- Directed by: Eric Khoo
- Written by: Damien Sin (as Yu Lei Foong)
- Produced by: Jacqueline Khoo
- Starring: Joe Ng Michelle Goh Lim Kay Tong David Brazil
- Music by: John David Kompa
- Distributed by: Zhao Wei Films
- Release date: 1995;
- Running time: 98 minutes
- Country: Singapore
- Languages: Cantonese, Mandarin, Hokkien, English
- Budget: $70,000 - $100,000
- Box office: $450,000

= Mee Pok Man =

Mee Pok Man is a 1995 Singaporean film directed by Eric Khoo.

== Synopsis ==
Johnny runs an all-night mee pok (Chinese noodle) stall which is frequented by prostitutes and criminals. He falls in love with Bunny, a beautiful young prostitute, who frequent his store and fantasize saving Bunny from her life. Bunny is mistreated by her pimp and dates an Englishman, hoping to escape her life through him.

Bunny is beaten and thrown out of a car and was taken by Johnny to his room to treat her. They develop a relationship but Bunny dies suddenly after a few days. Shocked by her death, Johnny keeps her body in his apartment for days.

Bunny’s young brother found and read her diary, disclosing her bright and naive aspirations and discovering her frustrations and disillusions.

==Cast==
- Joe Ng as Johnny
- Michelle Goh as Bunny
- Lim Kay Tong as Mike Kor
- David Brazil as Jonathan Reese
- George Chua

==Production==
The film is Eric Khoo's debut feature, released under his film production company, Zhao Wei Films, after making award-winning short films for years.
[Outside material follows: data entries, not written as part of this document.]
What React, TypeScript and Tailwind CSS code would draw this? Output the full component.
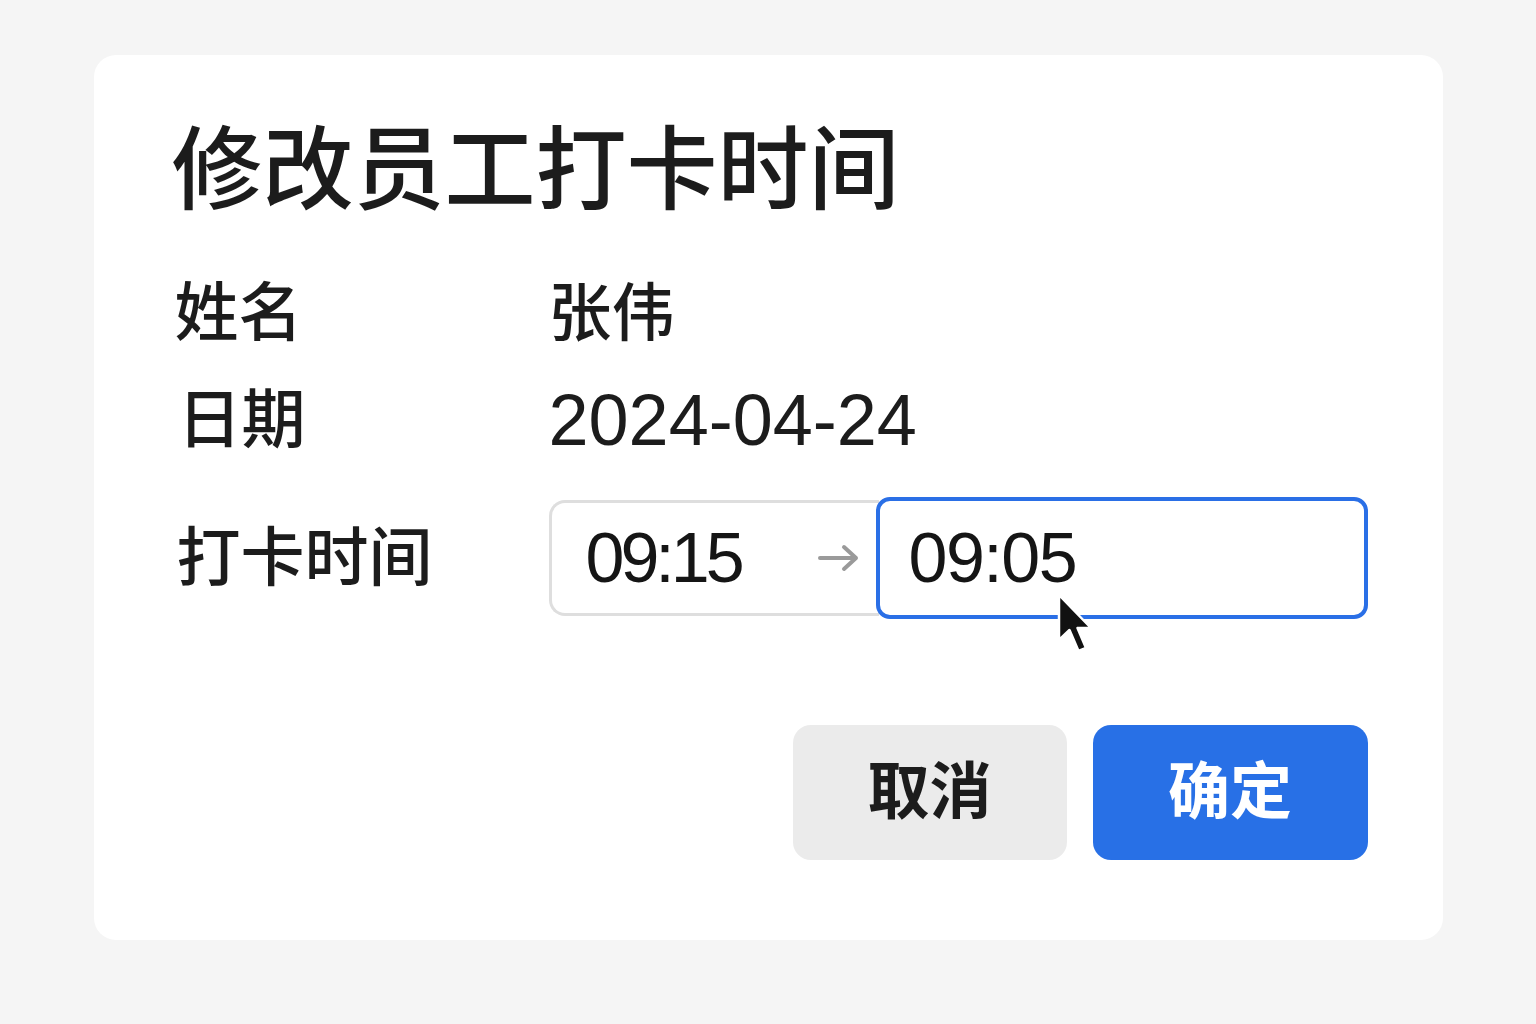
import React from 'react'

const font = { fontFamily: '"Liberation Sans", "Noto Sans CJK SC", sans-serif' }

function Cursor() {
  return (
    <svg
      className="pointer-events-none absolute left-[177px] top-[92px]"
      width="40"
      height="62"
      viewBox="0 0 40 62"
    >
      <path
        d="M2 2 L2 47 L12.5 37 L21.5 58 L29 55 L20.5 35 L34 35 Z"
        fill="#111"
        stroke="#fff"
        strokeWidth="2.5"
        strokeLinejoin="round"
      />
    </svg>
  )
}

function ArrowRight() {
  return (
    <svg className="ml-[77px]" width="42" height="28" viewBox="0 0 42 28" fill="none">
      <path
        d="M2 14 H38 M26 3 L38 14 L26 25"
        stroke="#9a9a9a"
        strokeWidth="4"
        strokeLinecap="round"
        strokeLinejoin="round"
      />
    </svg>
  )
}

function TimeField() {
  return (
    <div className="flex h-[122px] w-[819px] items-center">
      <div className="flex h-[116px] w-[330px] items-center rounded-l-[16px] border-[3px] border-r-0 border-[#dedede] bg-white pl-[34px]">
        <span className="text-[70px] leading-none tracking-[-4px] text-[#151515]">09:15</span>
        <ArrowRight />
      </div>
      <div className="relative -ml-[3px] flex h-[122px] flex-1 items-center rounded-[14px] border-[4px] border-[#2a6fe6] bg-white pl-[29px]">
        <span className="text-[70px] leading-none tracking-[-1.5px] text-[#151515]">09:05</span>
        <Cursor />
      </div>
    </div>
  )
}

export default function App() {
  return (
    <div className="flex min-h-[1024px] w-full justify-center bg-[#f5f5f5] pt-[55px]" style={font}>
      <div className="h-[885px] w-[1349px] rounded-[22px] bg-white pl-[78px] pr-[75px] pt-[65px]">
        <h1 className="flex h-[100px] items-center text-[91px] font-medium leading-none text-[#1c1c1c]">
          修改员工打卡时间
        </h1>

        <div className="mt-[43px] grid grid-cols-[377px_1fr] text-[#1c1c1c]">
          <div className="flex h-[100px] items-center pl-[3px] text-[64px] font-medium leading-none">姓名</div>
          <div className="flex h-[100px] items-center text-[63px] font-medium leading-none">张伟</div>

          <div className="mt-[7px] flex h-[100px] items-center pl-[6px] text-[64px] font-medium leading-none">日期</div>
          <div className="mt-[7px] flex h-[100px] items-center text-[72px] leading-none">2024-04-24</div>

          <div className="mt-[27px] flex h-[122px] items-center pl-[5px] text-[64px] font-medium leading-none">打卡时间</div>
          <div className="mt-[27px] flex h-[122px] items-center">
            <TimeField />
          </div>
        </div>

        <div className="mt-[106px] flex justify-end gap-[26px]">
          <button className="flex h-[135px] w-[274px] items-center justify-center rounded-[18px] bg-[#ebebeb] text-[62px] font-semibold leading-none text-[#1c1c1c]">
            取消
          </button>
          <button className="flex h-[135px] w-[275px] items-center justify-center rounded-[18px] bg-[#2870e6] text-[62px] font-semibold leading-none text-white">
            确定
          </button>
        </div>
      </div>
    </div>
  )
}
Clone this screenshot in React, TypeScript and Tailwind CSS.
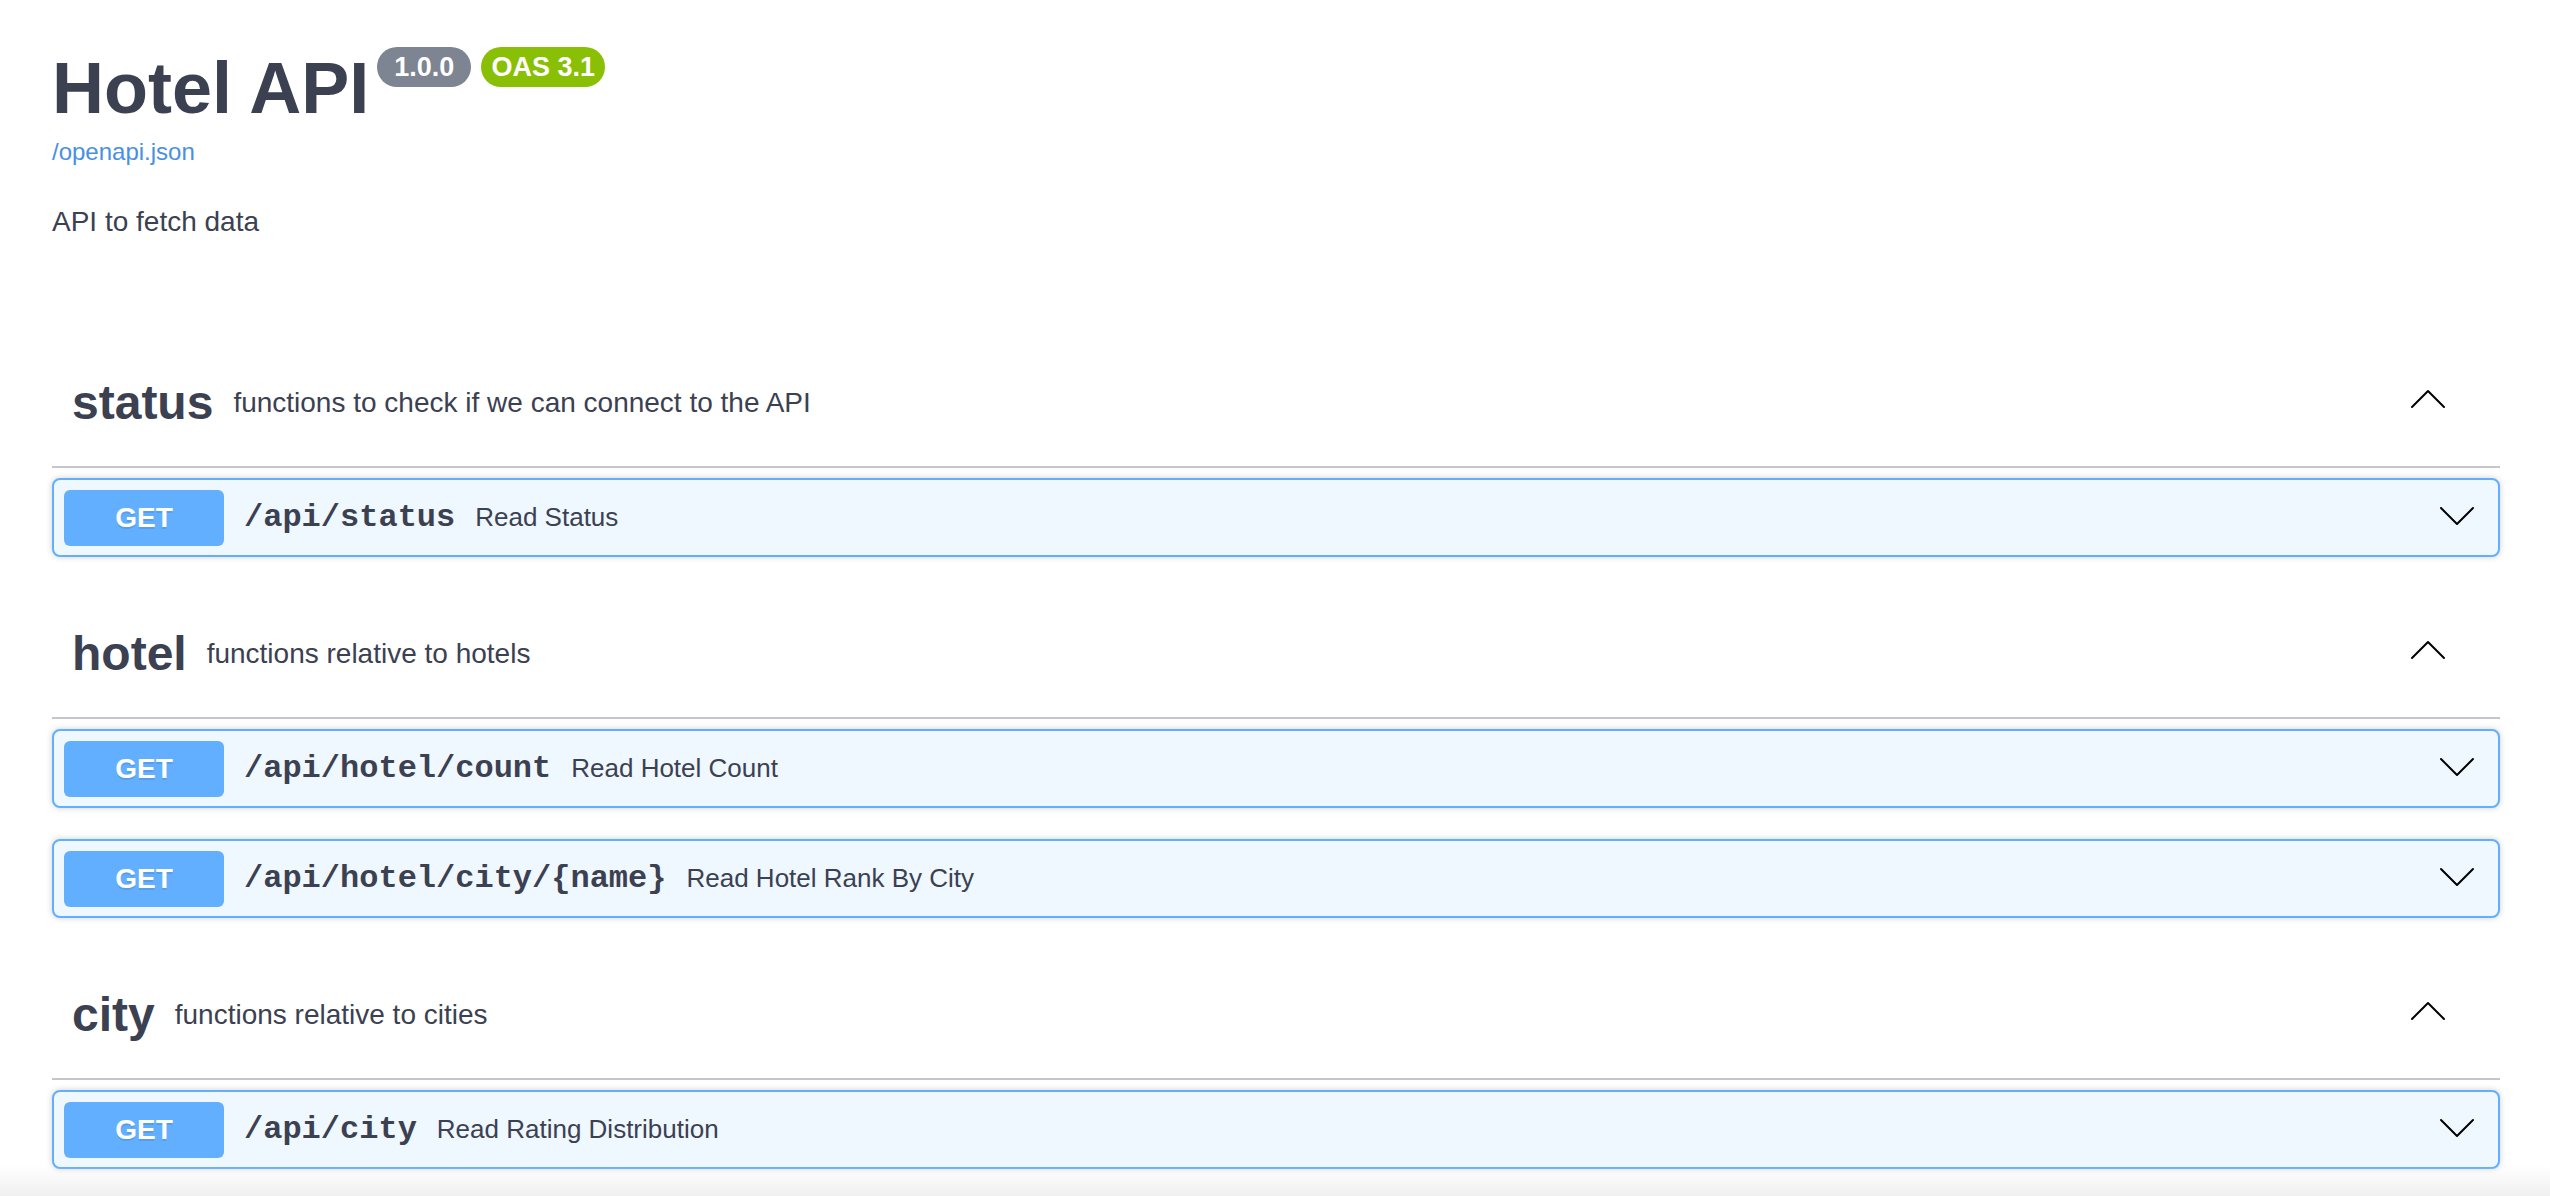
const sections = [
  {
    name: "status",
    desc: "functions to check if we can connect to the API",
    ops: [{ path: "/api/status", summary: "Read Status" }],
  },
  {
    name: "hotel",
    desc: "functions relative to hotels",
    ops: [
      { path: "/api/hotel/count", summary: "Read Hotel Count" },
      { path: "/api/hotel/city/{name}", summary: "Read Hotel Rank By City" },
    ],
  },
  {
    name: "city",
    desc: "functions relative to cities",
    ops: [{ path: "/api/city", summary: "Read Rating Distribution" }],
  },
];

const Chevron = ({ up }: { up?: boolean }) => (
  <svg width="40" height="40" viewBox="0 0 20 20" fill="none" className="shrink-0">
    <polyline
      points={up ? "2,14 10,6 18,14" : "2,6 10,14 18,6"}
      stroke="#000"
      strokeWidth="1"
      strokeLinecap="round"
      strokeLinejoin="round"
    />
  </svg>
);

const Operation = ({ path, summary }: { path: string; summary: string }) => {
  return (
    <div className="mb-[31px] flex h-[79px] items-center rounded-[8px] border-2 border-[#61affe] bg-[#eff7ff] pl-[10px] pr-[21px] shadow-[0_0_6px_rgba(0,0,0,0.19)]">
      <span className="flex h-[56px] w-[160px] shrink-0 items-center justify-center rounded-[6px] bg-[#61affe] text-[28px] font-bold text-white [text-shadow:0_2px_0_rgba(0,0,0,0.1)]">
        GET
      </span>
      <span className="px-[20px] font-['Liberation_Mono','Courier_New',monospace] text-[32px] font-bold text-[#3b4151]">
        {path}
      </span>
      <span className="flex-1 text-[26px] text-[#3b4151]">{summary}</span>
      <div className="mb-[3px]">
        <Chevron />
      </div>
    </div>
  );
};

export default function App() {
  return (
    <div className="relative h-[1196px] overflow-hidden bg-white pl-[52px] pr-[50px] font-['Liberation_Sans',Arial,sans-serif] text-[#3b4151]">
      {/* info block */}
      <div className="pt-[47px]">
        <div className="flex items-start">
          <h1 className="mt-[5px] text-[72px] font-bold leading-none">Hotel API</h1>
          <span className="ml-[8px] flex h-[40px] w-[94px] items-center justify-center rounded-full bg-[#7d8492] text-[27px] font-bold text-white">
            1.0.0
          </span>
          <span className="ml-[10px] flex h-[40px] w-[124px] items-center justify-center rounded-full bg-[#89bf04] text-[27px] font-bold text-white">
            OAS 3.1
          </span>
        </div>
        <a href="#" className="mt-[16px] block text-[24px] leading-none text-[#4990e2]">
          /openapi.json
        </a>
        <p className="mt-[44px] text-[28px] leading-none">API to fetch data</p>
      </div>

      {/* tag sections */}
      <div className="mt-[101px]">
        {sections.map((s) => (
          <div key={s.name}>
            <div className="mb-[10px] flex h-[131px] items-center border-b-2 border-[#c4c6cb] pl-[20px] pr-[52px]">
              <div className="mt-[2px] flex flex-1 items-center">
                <h3 className="text-[48px] font-bold">{s.name}</h3>
                <small className="px-[20px] text-[28px]">{s.desc}</small>
              </div>
              <div className="mb-[6px]">
                <Chevron up />
              </div>
            </div>
            {s.ops.map((op) => (
              <Operation key={op.path} path={op.path} summary={op.summary} />
            ))}
          </div>
        ))}
      </div>

      <div className="pointer-events-none absolute bottom-0 left-0 right-0 h-[30px] bg-linear-to-b from-transparent to-[#f0f0f0]" />
    </div>
  );
}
The film's story was inspired by a story by Damien Sin, "One Last Cold Kiss", that appeared in Classic Singapore Horror Stories: Book 2 (1994). Khoo was supposed to illustrate the story about a mortuary attendant who falls in love with a fresh corpse, brings it back home, and has a relationship with it. The film was produced under a meager $70,000 budget and a shooting schedule of 16 days. With little room for error, cinematographer Ho Yoke Weng recalled limiting himself to just three takes per scene. It was later reported the budget was $100,000.

== Release ==
The film was given an "R(A)" rating in Singapore, restricting the movie audience to adults aged 21 and above, but after the change in film ratings in 2004, it was re-rated "M18" (aged 18 and above).

==Soundtrack==
The soundtrack album was released under BMG and featured the film score by Kevin Mathews and music by Singaporean acts including The Padres (a band fronted by Joe Ng, the film's male lead actor), Opposition Party, Livonia, Etc and Sugarflies.

== Critical reception ==
The film was entered into the 19th Moscow International Film Festival and showed at more than 30 film festivals worldwide, winning the FIPRESCI (The International Federation of Film Critics) Award.

== Legacy ==
In November 2015, the film was restored by the Asian Film Archive and presented at the 26th Singapore International Film Festival. The restored film also enjoyed a run at independent cinema The Projector, which also celebrated its legacy with talks.

In 2019, the film was presented at the inaugural New York Asian Film Festival winter showcase.